Range (min … max): 53.120 μs … 64.690 μs ┊ GC (min … max): 0.00% … 0.00%
Time (median): 54.070 μs ┊ GC (median): 0.00%
Time (mean ± σ): 54.093 μs ± 425.595 ns ┊ GC (mean ± σ): 0.00% ± 0.00%
▁ ▂▂▅▇▆█▅▆▃▃
▁▁▁▁▁▂▂▃▄▅▇▅▇▆█▇██████████▇▇▅▅▅▃▃▂▂▁▂▁▁▁▁▁▁▁▁▁▁▁▁▁▁▁▁▁▁▁▁▁▁▁ ▃
53.1 μs Histogram: frequency by time 55.8 μs <
Memory estimate: 0 bytes, allocs estimate: 0.
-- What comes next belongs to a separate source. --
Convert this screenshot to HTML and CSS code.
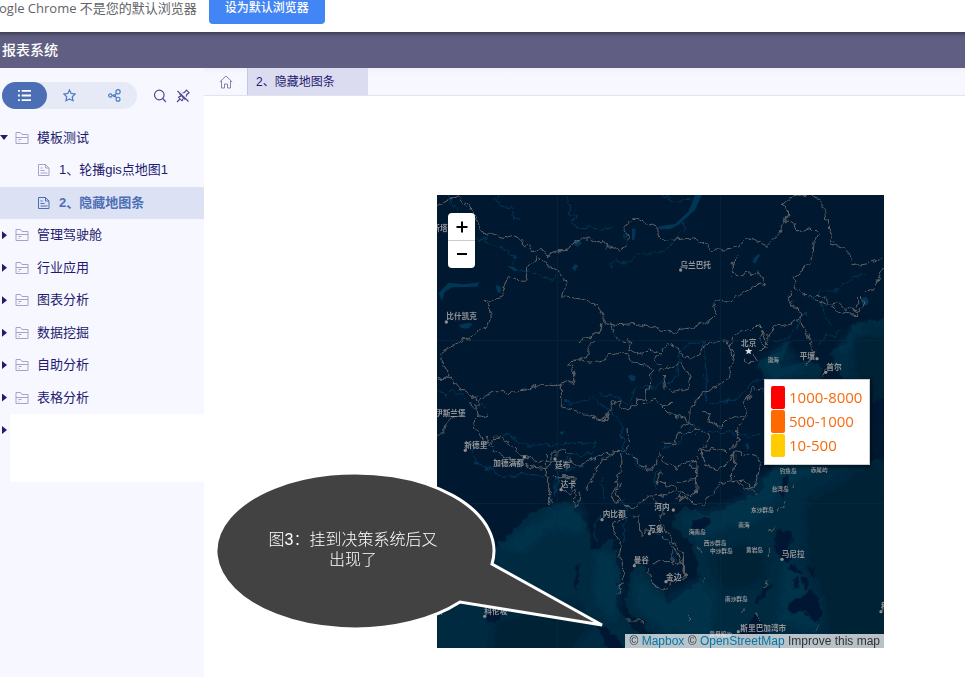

Situations where you need to build compact, type stable representations of heterogeneous data like the above benchmark are pretty common outside of the numerical code world. For instance, it’s something that caused a big bottleneck in SymbolicUtils.jl, which is why @YingboMa et. al. made Unityper.jl. SumTypes.jl is similar to Unityper.jl but more flexible in the sorts of data it can enclose. E.g. SumTypes.jl supports parametric types, does not require default values for fields, and it can handle storing non-primitive isbits
types like Tuple
.
I believe @c42f also was looking into using a data structure like this to store parsed code in JuliaSyntax.jl but I’m not sure what he ended up doing.
How can you help?
The main thing that I think would help with this is trying it out and reporting things that break, or don’t feel ergonomic.
I also really need some better documentation, so even just requests for clarification on how things work would be appreciated.